**PROBLEM TO SOLVE:**
Pick out and copy every line below that has the word "React".
■ ■ ■ ■
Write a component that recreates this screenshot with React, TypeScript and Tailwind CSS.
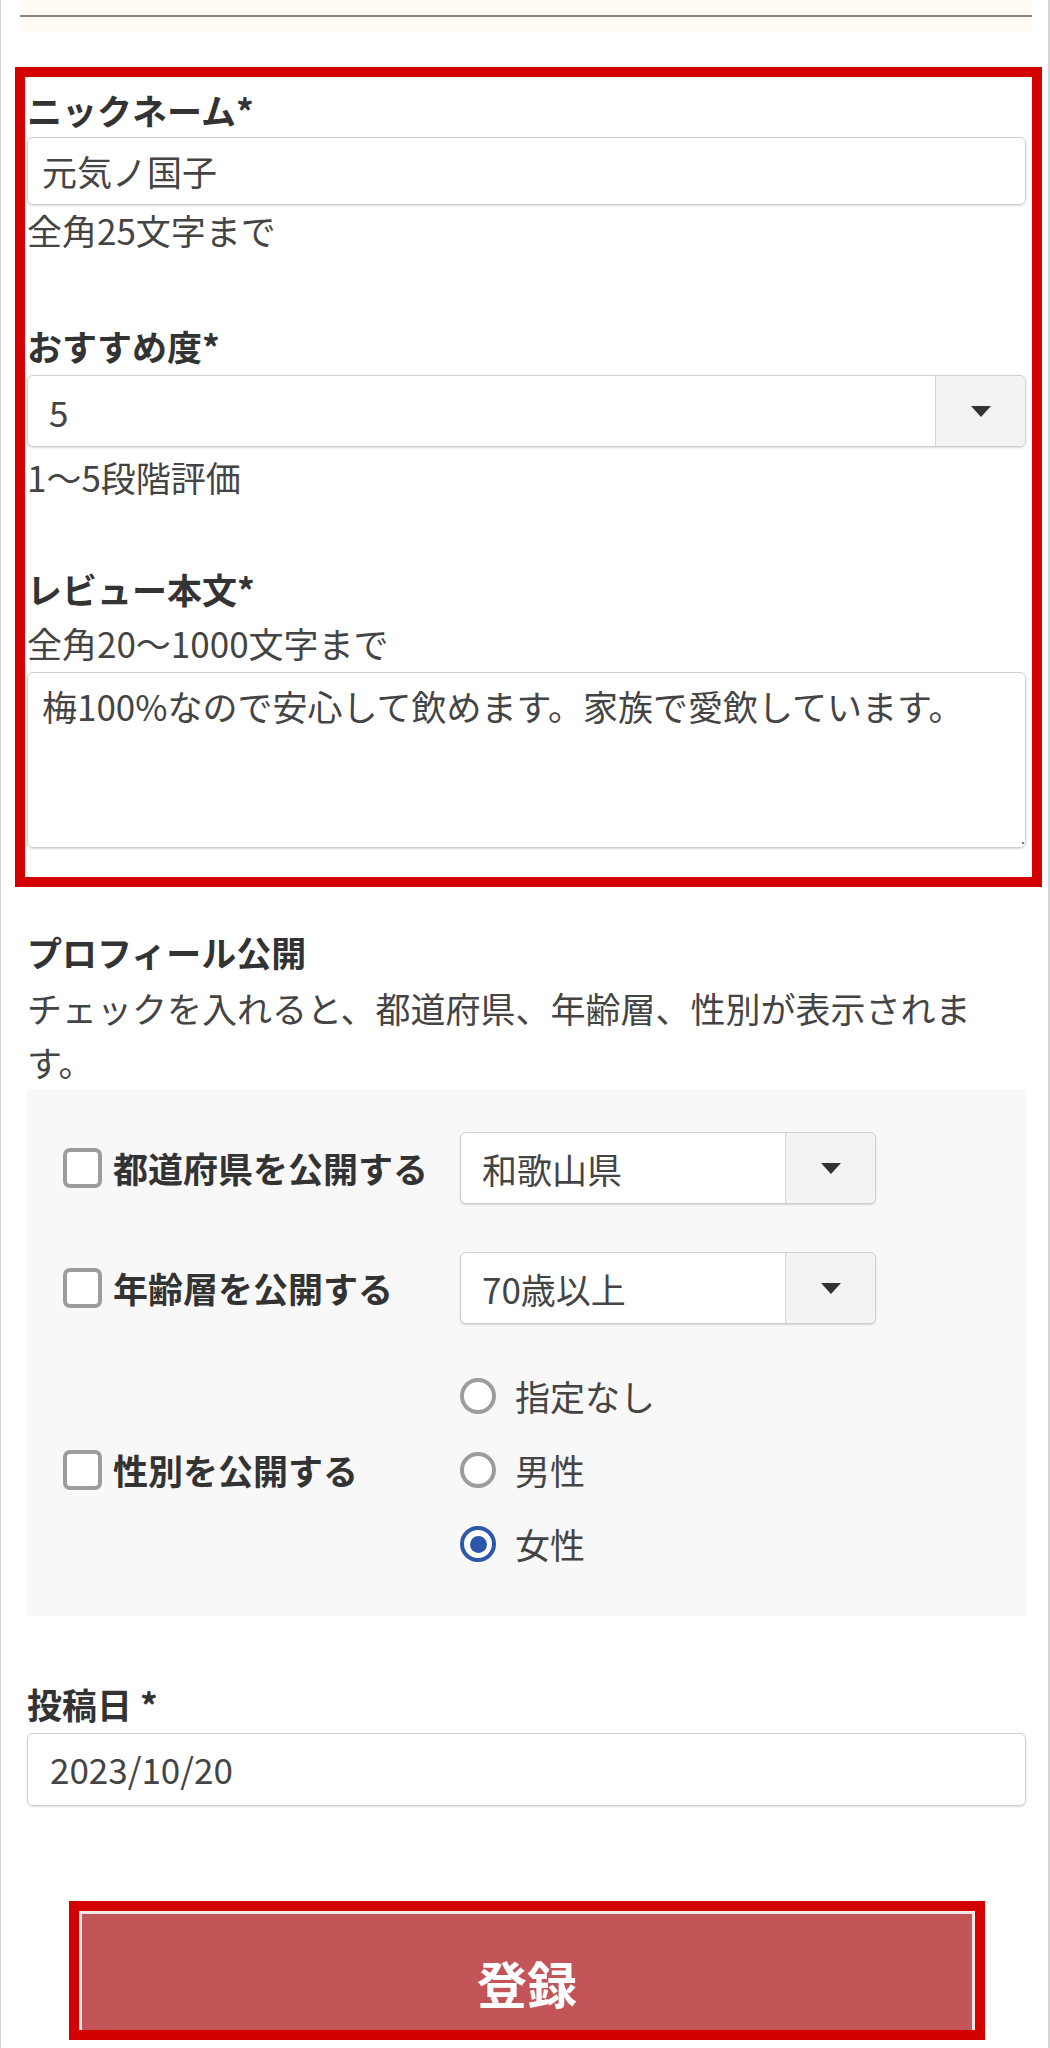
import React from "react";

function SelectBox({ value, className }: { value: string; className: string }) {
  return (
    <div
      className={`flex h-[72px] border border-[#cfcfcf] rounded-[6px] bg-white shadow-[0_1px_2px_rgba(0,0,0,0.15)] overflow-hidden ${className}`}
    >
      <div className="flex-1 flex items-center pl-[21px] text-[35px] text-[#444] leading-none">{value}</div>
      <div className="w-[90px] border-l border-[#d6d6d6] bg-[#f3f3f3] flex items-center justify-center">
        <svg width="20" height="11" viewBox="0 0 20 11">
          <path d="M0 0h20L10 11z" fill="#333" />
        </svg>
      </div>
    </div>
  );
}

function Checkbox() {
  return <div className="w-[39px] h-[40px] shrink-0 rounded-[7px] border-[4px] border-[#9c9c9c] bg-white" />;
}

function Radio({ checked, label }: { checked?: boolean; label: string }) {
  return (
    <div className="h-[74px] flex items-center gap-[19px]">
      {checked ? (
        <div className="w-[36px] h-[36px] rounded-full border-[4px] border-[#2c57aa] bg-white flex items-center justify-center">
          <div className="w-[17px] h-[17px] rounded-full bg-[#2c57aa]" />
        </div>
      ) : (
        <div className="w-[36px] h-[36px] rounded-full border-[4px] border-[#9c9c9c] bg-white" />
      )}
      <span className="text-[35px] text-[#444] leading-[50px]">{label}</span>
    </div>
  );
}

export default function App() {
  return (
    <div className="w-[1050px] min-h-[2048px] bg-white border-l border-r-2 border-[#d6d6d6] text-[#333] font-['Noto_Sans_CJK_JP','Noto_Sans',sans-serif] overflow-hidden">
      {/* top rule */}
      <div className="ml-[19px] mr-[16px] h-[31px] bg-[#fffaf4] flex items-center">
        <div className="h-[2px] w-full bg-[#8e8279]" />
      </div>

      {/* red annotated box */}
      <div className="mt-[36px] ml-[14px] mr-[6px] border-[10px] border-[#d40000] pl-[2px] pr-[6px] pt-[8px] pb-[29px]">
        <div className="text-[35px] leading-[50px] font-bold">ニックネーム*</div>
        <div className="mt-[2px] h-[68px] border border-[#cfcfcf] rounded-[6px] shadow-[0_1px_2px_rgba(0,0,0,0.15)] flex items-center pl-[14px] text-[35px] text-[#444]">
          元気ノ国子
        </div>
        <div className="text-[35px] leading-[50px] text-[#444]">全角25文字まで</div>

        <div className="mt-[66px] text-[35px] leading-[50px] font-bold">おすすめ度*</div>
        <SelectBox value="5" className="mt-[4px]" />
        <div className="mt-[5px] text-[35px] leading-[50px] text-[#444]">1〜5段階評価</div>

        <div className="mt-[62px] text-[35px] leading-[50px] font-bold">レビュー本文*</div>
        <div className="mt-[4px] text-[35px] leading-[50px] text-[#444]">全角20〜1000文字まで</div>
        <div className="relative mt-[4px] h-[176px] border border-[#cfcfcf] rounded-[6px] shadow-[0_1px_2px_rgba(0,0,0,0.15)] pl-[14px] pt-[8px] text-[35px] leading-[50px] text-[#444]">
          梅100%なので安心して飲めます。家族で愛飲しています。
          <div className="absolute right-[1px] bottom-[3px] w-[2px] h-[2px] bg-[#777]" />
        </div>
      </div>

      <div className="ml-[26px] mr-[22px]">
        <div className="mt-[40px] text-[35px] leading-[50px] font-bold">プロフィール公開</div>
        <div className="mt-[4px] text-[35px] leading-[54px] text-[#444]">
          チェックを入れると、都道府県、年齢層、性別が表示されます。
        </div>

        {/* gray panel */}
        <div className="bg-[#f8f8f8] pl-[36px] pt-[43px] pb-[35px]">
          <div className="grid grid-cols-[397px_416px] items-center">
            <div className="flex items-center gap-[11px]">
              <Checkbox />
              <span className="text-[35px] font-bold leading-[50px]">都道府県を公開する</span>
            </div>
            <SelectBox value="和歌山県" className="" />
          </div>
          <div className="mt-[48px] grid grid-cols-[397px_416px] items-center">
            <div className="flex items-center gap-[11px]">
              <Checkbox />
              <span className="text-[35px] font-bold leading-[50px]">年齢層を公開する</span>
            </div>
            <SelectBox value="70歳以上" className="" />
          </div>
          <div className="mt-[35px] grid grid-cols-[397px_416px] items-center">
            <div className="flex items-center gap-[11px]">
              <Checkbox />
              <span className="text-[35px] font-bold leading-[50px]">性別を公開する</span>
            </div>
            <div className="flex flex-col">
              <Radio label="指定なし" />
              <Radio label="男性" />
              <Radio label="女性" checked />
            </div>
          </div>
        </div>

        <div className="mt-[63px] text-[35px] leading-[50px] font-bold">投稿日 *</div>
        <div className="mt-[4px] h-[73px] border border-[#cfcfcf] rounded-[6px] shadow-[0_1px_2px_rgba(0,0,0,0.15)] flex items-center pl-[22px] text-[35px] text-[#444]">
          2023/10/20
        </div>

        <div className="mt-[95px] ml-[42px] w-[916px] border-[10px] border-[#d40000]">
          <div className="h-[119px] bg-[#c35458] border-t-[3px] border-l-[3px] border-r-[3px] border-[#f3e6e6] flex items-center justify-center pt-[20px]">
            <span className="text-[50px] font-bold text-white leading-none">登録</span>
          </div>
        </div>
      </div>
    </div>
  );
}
■ ■ ■ ■
**RESULT FOR THIS TASK:**
Write a component that recreates this screenshot with React, TypeScript and Tailwind CSS.
import React from "react";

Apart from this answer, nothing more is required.